Abstract

The Hermitian Hamiltonian of a spin one-half particle with spin–orbit coupling (SOC) confined to a surface that is embedded in a three-dimensional space spanned by a general Orthogonal Curvilinear Coordinate (OCC) is constructed. A gauge field formalism, where the SOC is expressed as a non-Abelian SU(2) gauge field is used. A new practical approach, based on the physical argument that upon confining the particle to the surface by a potential, then it is the physical Hermitian momentum operator transverse to the surface, rather than just the derivative with respect to the transverse coordinate that should be dropped from the Hamiltonian.
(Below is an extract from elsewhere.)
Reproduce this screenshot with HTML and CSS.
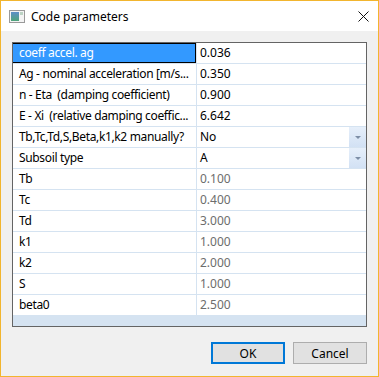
FILE: index.html
```html
<!DOCTYPE html>
<html lang="en">
<head>
    <meta charset="UTF-8">
    <title>Code parameters</title>
    <link rel="stylesheet" href="styles.css">
</head>
<body>
    <div class="window">
        <div class="titlebar">
            <svg class="app-icon" width="16" height="13" viewBox="0 0 16 13">
                <defs>
                    <linearGradient id="pane" x1="0" y1="0" x2="0" y2="1">
                        <stop offset="0" stop-color="#5d8fc9"/>
                        <stop offset="1" stop-color="#4fa57a"/>
                    </linearGradient>
                </defs>
                <rect x="0.5" y="0.5" width="15" height="12" fill="#f4f4f4" stroke="#9a9a9a"/>
                <rect x="2" y="2" width="8" height="9" fill="url(#pane)"/>
                <rect x="11" y="2" width="3" height="3" fill="#bcd3c4"/>
            </svg>
            <span class="title">Code parameters</span>
            <svg class="close" width="11" height="11" viewBox="0 0 11 11">
                <path d="M0.5 0.5 L10.5 10.5 M10.5 0.5 L0.5 10.5" stroke="#111" stroke-width="1"/>
            </svg>
        </div>

        <div class="content">
            <div class="grid">
                <div class="row">
                    <div class="label selected">coeff accel. ag</div>
                    <div class="value">0.036</div>
                </div>
                <div class="row">
                    <div class="label">Ag - nominal acceleration [m/s...</div>
                    <div class="value">0.350</div>
                </div>
                <div class="row">
                    <div class="label">n - Eta&nbsp; (damping coefficient)</div>
                    <div class="value">0.900</div>
                </div>
                <div class="row">
                    <div class="label">E - Xi&nbsp; (relative damping coeffic...</div>
                    <div class="value">6.642</div>
                </div>
                <div class="row">
                    <div class="label">Tb,Tc,Td,S,Beta,k1,k2 manually?</div>
                    <div class="value combo">No<span class="drop"></span></div>
                </div>
                <div class="row">
                    <div class="label">Subsoil type</div>
                    <div class="value combo">A<span class="drop"></span></div>
                </div>
                <div class="row">
                    <div class="label">Tb</div>
                    <div class="value readonly">0.100</div>
                </div>
                <div class="row">
                    <div class="label">Tc</div>
                    <div class="value readonly">0.400</div>
                </div>
                <div class="row">
                    <div class="label">Td</div>
                    <div class="value readonly">3.000</div>
                </div>
                <div class="row">
                    <div class="label">k1</div>
                    <div class="value readonly">1.000</div>
                </div>
                <div class="row">
                    <div class="label">k2</div>
                    <div class="value readonly">2.000</div>
                </div>
                <div class="row">
                    <div class="label">S</div>
                    <div class="value readonly">1.000</div>
                </div>
                <div class="row">
                    <div class="label">beta0</div>
                    <div class="value readonly">2.500</div>
                </div>
            </div>

            <div class="buttons">
                <button class="btn default">OK</button>
                <button class="btn">Cancel</button>
            </div>
        </div>
    </div>
</body>
</html>
```

FILE: styles.css
```css
* {
    margin: 0;
    padding: 0;
    box-sizing: border-box;
}

body {
    font-family: 'Noto Sans', 'Open Sans', sans-serif;
    font-size: 12px;
    background: #ffffff;
}

.window {
    width: 379px;
    height: 377px;
    border: 1px solid #f2b52e;
    display: flex;
    flex-direction: column;
    background: #f0f0f0;
}

.titlebar {
    height: 30px;
    background: #ffffff;
    display: flex;
    align-items: center;
    padding-left: 8px;
    padding-right: 9px;
}

.app-icon {
    margin-top: 1px;
}

.title {
    margin-left: 6px;
    color: #000;
    flex: 1;
}

.content {
    flex: 1;
    padding: 11px 11px 0 11px;
    display: flex;
    flex-direction: column;
}

.grid {
    height: 285px;
    border: 1px solid #646464;
    background: #d5e3f1;
    display: flex;
    flex-direction: column;
}

.row {
    display: grid;
    grid-template-columns: 183px 169px;
    height: 21px;
    background: #d5e3f1;
    column-gap: 1px;
    border-right: 1px solid #d5e3f1;
}

.label,
.value {
    height: 20px;
    line-height: 20px;
    background: #ffffff;
    white-space: nowrap;
    overflow: hidden;
    color: #000;
}

.label {
    padding-left: 6px;
    letter-spacing: -0.35px;
}

.label.selected {
    background: #3399ff;
    color: #ffffff;
    box-shadow: inset -1px -1px 0 #000, inset 0 1px 0 #000;
}

.value {
    padding-left: 3px;
    position: relative;
}

.value.readonly {
    color: #6d6d6d;
}

.drop {
    position: absolute;
    right: 0;
    top: 0;
    width: 17px;
    height: 20px;
    background: linear-gradient(#e6effa, #d2e1f4);
}

.drop::after {
    content: "";
    position: absolute;
    left: 6px;
    top: 9px;
    border-left: 3px solid transparent;
    border-right: 3px solid transparent;
    border-top: 3px solid #7d8ea6;
}

.buttons {
    display: flex;
    justify-content: flex-end;
    gap: 8px;
    margin-top: 15px;
}

.btn {
    width: 74px;
    height: 22px;
    font-family: inherit;
    font-size: 12px;
    color: #000;
    background: #e1e1e1;
    border: 1px solid #adadad;
}

.btn.default {
    border: 2px solid #0078d7;
}
```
Doing so, it is shown that the Hermitian Hamiltonian for SOC is obtained with the geometric potential and the geometric kinetic energy terms emerging naturally. The geometric potential is shown to represent a coupling between the transverse component of the gauge field and the mean curvature of the surface that replaces the coupling between the transverse momentum and the gauge field. The most general Hermitian Hamiltonian with linear SOC on a general surface embedded in any 3D OCC system is reported. Explicit plug-and-play formulae for this Hamiltonian on the surfaces of a cylinder, a sphere and a torus are given. The formalism is applied to the Rashba SOC in three dimensions (3D RSOC) and the explicit expressions for the surface Hamiltonians on these three geometries are worked out.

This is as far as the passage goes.